Я не умру, мой друг. Дыханием цветов
Себя я в этом мире обнаружу.
Многовековый дуб мою живую душу
Корнями обовьет, печален и суров.
В его больших листах я дам приют уму,
Я с помощью ветвей свои взлелею мысли,
Чтоб над тобой они из тьмы повисли
И ты причастен был к сознанью моему.


– Как называется стихотворение?


– “Завещание”. Поэт, вглядываясь, узнает свое посмертное существование в том, что было ему мило при жизни: цветах и деревьях. Он завещает себя им, надеясь, что и мы, современники и читатели, встретим и услышим его в том, к чему когда-то обращались его глаза и сердце. “Многовековый дуб” с его корнями и листьями, “дыхание цветов” вошли в глубинное его “я” и стали им. Так одно “я” входит в общение с другим, когда незримый опыт одного входит и в нас, сплетается с нашим восприятием, с нашей памятью, становится новооткрытым уголком нашей души. “Нет лирики без диалога”, говорит Мандельштам. И благодаря поэту мы входим в общение не только с ним, но и со множеством других сознаний, в которых был собран, кристаллизирован тот же опыт. Этот опыт собирает нас в себе, в нем мы находим друг друга.

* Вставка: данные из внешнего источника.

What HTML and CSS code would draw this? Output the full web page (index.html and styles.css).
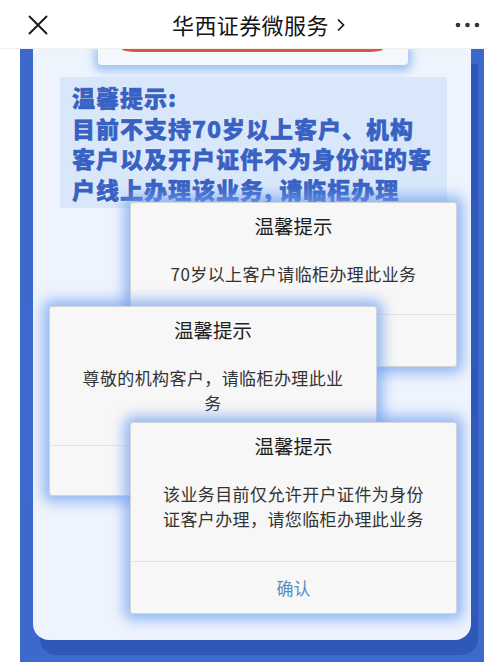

– А местом общения становится это “ты”, тот “мой друг”, к которому поэт обращается в конце отрывка?


– “Ты”, конечно же, есть аlter ego поэта. Отражение его взгляда, эхо голоса. Воображаемое “ты”, с которым он ведет диалог и узнает в нем себя. И вместе с тем это каждый из нас. Всякое искусство, не только словесное, но и музыка, живопись, существует как диалог, обращенный к “ты”. Диалог выносит нашу личность из непосредственно данного, из обыденной речи, из повседневного, из здесь-бытия, как сказал бы Хайдеггер, в бытие иное, в котором и наше “я” становится иным. Неважно при этом, что мир, который возникает в этом инобытии искусства, может состоять из тех же предметов, которые окружают нас в повседневной жизни. Произведение искусства или мысли несет в себе личность, обнимающую собой вопринимаемый ею фрагмент реальности вместе с незримым “ты”, с которым мы вступаем в общение. Оно содержится в нашем же сознании, часто в какой-то сокрытой его области, которую мы открываем для себя, реализуя ее или изводя вовне.


– Вы хотите сказать, что в нашем “я” всегда живет другое, одно, непосредственно данное нам, другое, отбрасываемое на какой-то экран, и они пребывают в диалоге между собой?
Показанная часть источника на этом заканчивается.